Another theory of mine in addition to Bush’s tough VFW talk on surrender today:
Putin has been flexing Russia’s muscles lately. He is probably the 2nd person in the world, after Bush, with information on what is happening in Iraq. Knowing victory for America is at hand and fearing that the euphoria of victory would lead Americans to venture for even greater gains in the region (Iran, etc) he is now sending signals that Moscow is as tough as ever so watch your step America.
Izzat Ibrahim al-Douri sounds like a dead man walking and making promises he can’t keep.
I will continue to follow this story and hope for the best. I would like to be optimistic, but I am not.
I don’t trust Maliki. I hope I am wrong.
“uncomfortable questions about the scope of forgiveness necessary for an Iraqi national reconciliation.”

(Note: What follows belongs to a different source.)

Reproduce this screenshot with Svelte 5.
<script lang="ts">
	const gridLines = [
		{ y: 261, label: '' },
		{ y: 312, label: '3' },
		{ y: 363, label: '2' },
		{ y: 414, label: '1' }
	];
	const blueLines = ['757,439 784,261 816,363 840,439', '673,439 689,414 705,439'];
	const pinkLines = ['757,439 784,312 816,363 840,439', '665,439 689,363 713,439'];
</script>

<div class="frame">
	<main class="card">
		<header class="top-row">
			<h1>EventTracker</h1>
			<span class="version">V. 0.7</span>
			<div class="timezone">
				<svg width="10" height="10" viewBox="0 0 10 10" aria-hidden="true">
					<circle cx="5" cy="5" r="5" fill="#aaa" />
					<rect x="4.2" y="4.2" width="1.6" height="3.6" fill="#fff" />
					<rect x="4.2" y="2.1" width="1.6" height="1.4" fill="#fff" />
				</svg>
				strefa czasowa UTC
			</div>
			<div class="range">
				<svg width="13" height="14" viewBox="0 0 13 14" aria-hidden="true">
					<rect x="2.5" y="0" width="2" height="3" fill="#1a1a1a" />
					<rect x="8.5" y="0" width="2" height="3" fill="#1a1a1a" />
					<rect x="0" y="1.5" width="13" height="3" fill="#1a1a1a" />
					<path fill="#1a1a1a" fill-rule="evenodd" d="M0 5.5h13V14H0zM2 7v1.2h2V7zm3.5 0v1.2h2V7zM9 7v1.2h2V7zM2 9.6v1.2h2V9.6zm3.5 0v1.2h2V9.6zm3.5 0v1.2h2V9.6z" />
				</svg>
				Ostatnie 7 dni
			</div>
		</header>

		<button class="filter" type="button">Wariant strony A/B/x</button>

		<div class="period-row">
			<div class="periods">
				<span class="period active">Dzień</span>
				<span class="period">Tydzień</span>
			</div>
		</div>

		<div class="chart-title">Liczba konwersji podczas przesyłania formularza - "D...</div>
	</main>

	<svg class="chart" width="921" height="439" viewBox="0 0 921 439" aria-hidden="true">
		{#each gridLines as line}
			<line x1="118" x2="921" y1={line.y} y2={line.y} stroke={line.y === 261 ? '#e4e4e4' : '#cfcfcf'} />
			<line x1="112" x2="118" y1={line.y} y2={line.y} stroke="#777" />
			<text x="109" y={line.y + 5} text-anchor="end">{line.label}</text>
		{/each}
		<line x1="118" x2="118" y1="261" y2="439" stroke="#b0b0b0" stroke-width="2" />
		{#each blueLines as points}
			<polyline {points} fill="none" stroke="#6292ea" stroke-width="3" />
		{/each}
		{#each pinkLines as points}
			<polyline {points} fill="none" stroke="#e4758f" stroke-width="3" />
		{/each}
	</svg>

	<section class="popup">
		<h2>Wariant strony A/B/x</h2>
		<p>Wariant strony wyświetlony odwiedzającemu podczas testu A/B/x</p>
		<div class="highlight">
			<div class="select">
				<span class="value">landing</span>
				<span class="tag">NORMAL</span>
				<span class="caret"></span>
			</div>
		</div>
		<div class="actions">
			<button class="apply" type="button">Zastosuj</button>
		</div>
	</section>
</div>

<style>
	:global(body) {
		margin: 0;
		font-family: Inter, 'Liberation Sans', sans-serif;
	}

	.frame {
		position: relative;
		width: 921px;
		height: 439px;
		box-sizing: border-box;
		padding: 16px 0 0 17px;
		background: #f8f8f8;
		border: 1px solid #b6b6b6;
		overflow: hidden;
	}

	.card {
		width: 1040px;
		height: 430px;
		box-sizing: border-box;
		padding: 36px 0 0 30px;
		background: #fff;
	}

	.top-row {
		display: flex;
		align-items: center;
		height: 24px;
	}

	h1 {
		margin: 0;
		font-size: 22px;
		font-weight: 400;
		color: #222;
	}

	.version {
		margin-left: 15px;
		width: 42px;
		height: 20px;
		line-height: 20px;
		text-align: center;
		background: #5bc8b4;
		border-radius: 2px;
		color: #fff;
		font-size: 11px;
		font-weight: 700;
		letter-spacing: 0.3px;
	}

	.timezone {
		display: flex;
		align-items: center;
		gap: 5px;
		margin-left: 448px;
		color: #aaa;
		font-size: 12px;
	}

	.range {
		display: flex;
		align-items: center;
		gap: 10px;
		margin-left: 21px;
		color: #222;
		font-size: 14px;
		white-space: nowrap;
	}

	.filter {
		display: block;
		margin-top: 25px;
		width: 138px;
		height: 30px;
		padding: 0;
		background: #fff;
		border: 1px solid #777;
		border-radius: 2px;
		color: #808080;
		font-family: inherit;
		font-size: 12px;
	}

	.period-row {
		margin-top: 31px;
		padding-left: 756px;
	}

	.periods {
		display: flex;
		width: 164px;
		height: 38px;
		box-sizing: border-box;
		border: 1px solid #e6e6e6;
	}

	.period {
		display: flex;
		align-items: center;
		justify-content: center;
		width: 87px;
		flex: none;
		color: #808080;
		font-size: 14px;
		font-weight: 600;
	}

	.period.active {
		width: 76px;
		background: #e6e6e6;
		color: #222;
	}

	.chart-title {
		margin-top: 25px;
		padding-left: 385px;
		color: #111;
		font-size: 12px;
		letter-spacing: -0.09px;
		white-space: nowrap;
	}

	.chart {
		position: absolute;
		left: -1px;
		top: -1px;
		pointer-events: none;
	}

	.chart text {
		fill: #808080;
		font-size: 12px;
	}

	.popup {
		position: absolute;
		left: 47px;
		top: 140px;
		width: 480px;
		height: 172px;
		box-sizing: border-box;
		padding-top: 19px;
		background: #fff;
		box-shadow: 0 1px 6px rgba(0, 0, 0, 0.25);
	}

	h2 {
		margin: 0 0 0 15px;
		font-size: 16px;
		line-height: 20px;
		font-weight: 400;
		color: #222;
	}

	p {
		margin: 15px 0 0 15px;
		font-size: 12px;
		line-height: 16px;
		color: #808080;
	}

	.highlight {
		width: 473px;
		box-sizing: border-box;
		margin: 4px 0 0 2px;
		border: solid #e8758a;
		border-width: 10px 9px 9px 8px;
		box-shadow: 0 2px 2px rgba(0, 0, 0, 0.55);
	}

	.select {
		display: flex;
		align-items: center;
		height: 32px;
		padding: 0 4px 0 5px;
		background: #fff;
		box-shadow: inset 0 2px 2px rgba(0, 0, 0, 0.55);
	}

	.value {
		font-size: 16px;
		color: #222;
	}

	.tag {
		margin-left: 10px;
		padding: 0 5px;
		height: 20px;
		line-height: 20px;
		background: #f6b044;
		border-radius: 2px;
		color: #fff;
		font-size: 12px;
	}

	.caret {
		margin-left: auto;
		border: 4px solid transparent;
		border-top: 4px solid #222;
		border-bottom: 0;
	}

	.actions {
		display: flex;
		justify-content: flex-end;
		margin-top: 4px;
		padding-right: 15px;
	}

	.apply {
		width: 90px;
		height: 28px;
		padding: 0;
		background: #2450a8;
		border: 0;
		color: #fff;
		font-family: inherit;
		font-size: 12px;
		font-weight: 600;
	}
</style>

Slimier deals have been made with bigger slimes than this guy. He is bring an IMMENSE amount to the table. This deal, if true, could be a very big light at the end of the tunnel.
I don’t know how many of you people have sons and nephews over there, but those of us who do, would like to see this thing ended quickly and successfully.
Hillary's calling for his resignation, according to CNN.
You don’t execute your new best asset..you merely watch him very carefully.